The first book to be published under #Merky’s deal with Penguin was released in November.
Rise Up charts the journey of Stormzy and his team, and was edited and co-written by Jude Yawson.
Stormzy got in touch with Jude, who’s also from south London, in 2014 after reading something he’d written about the rapper online.
Stormzy mentioned that they should work on something together in the future.
“Then in January he just appeared out of the blue, in my DMs again, and was like ‘Yo, I’m gonna put you in contact with Akua - my brand manager - and we’ll get things underway,” Jude told Newsbeat.
Stormzy wanted to help young writers.
“I thought to myself, ‘I’m in a position where I could create something that helps them’ - and that’s what I’m doing," he said.
Next up for #Merky Books is Taking Up Space, written by Chelsea Kwakye and Ore Ogunbiyi.

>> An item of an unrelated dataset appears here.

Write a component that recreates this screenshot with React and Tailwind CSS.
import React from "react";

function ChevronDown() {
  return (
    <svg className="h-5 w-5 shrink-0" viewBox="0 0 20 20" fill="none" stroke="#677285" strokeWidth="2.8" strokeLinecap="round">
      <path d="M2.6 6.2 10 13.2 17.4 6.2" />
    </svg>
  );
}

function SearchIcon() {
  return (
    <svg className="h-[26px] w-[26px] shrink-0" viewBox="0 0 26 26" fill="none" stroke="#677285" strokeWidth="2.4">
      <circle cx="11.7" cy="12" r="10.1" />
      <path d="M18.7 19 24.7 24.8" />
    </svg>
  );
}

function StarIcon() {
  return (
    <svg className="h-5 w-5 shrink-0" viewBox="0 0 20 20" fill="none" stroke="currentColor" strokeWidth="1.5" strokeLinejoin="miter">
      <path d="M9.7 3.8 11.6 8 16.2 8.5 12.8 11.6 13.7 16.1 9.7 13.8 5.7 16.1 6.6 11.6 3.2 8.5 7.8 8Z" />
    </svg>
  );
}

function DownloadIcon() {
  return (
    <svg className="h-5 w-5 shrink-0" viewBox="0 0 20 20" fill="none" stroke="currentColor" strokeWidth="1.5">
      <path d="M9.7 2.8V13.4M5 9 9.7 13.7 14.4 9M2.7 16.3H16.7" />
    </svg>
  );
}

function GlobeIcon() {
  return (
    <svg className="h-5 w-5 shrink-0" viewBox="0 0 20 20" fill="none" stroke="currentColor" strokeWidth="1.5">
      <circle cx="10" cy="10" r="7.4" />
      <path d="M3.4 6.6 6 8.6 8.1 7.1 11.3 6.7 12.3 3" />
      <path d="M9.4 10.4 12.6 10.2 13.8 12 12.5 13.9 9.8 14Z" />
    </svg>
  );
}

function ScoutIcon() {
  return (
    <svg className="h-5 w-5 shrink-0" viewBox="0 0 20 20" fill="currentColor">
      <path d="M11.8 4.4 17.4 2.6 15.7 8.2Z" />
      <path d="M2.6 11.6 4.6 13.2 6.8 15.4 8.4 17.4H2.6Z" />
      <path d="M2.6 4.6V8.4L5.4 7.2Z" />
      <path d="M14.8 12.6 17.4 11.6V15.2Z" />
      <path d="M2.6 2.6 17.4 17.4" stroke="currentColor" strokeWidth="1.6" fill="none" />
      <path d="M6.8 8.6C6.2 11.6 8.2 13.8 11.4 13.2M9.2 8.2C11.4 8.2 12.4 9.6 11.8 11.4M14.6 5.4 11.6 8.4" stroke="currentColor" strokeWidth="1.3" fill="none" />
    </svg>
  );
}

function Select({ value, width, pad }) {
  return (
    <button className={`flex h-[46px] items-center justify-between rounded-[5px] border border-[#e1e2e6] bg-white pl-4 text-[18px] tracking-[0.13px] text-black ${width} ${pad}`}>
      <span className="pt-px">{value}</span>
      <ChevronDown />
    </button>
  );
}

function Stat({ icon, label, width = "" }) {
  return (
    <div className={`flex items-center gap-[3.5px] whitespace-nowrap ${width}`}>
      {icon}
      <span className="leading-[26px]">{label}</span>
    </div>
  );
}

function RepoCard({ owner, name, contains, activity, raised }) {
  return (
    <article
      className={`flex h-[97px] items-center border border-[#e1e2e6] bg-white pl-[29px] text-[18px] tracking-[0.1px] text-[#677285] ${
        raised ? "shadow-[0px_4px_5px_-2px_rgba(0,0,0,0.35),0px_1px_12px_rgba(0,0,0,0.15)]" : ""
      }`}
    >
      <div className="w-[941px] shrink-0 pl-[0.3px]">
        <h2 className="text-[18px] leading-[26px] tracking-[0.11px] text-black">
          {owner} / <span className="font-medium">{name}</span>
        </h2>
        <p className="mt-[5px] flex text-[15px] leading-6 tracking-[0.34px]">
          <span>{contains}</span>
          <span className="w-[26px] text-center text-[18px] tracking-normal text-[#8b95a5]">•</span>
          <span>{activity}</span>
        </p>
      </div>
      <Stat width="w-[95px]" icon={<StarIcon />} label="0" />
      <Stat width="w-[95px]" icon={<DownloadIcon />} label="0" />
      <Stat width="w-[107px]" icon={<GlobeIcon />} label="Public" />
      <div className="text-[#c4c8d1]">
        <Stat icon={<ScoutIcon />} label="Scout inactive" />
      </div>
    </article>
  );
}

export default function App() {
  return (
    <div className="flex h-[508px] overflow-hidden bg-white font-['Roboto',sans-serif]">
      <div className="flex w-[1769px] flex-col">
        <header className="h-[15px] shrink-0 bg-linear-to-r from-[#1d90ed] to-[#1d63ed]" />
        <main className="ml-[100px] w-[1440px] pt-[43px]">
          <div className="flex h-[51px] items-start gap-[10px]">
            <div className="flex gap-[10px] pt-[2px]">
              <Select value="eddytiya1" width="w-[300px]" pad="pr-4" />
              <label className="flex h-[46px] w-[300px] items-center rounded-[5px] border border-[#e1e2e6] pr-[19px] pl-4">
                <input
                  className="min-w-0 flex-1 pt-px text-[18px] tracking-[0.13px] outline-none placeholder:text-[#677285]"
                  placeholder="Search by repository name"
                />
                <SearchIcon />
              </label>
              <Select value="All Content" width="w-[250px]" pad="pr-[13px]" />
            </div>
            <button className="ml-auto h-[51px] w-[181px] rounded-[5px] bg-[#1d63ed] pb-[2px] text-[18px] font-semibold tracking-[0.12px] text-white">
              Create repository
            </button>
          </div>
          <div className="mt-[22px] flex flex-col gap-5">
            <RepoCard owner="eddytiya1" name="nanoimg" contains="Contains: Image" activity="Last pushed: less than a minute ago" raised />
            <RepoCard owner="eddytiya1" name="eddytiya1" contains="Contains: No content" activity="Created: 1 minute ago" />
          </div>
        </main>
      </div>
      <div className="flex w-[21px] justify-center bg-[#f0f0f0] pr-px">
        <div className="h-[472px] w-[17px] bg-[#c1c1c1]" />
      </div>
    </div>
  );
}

The Cambridge alumni have written a book “for any black girl going to university”, Chelsea told Newsbeat.
At uni, Chelsea says she realised a distinction between being a student and being a black student.
“You’re there, you’re fighting for your rights, there are things that you have to face on a day-to-day basis - microaggressions, sometimes blatant racism.
“And I know that happens every day in society but the university environment, it compounds it, it makes everything really heightened.”
The book combines conversations with former and current students. Chelsea says she hopes it starts a conversation about what can be done to include black students as well as just increasing numbers.
Even after the whirl of 2018 it seems unlikely Stormzy will have a quiet period.
“I want #Merky to be literature, I want it to be education, I want it to be engineering, architecture - I want #Merky to be a thing that goes way past music and past everything,” Stormzy said.
“I want it to be a real hub of culture.”
You wouldn’t bet against his ambitions.
Next on the long list though is the second album, which Stormzy promises is “groundbreaking”.
“I’m gonna get judged on my art, I’m gonna get judged on the merit of my musicality - giving a real body of work and getting judged on... the artistic merit of it.”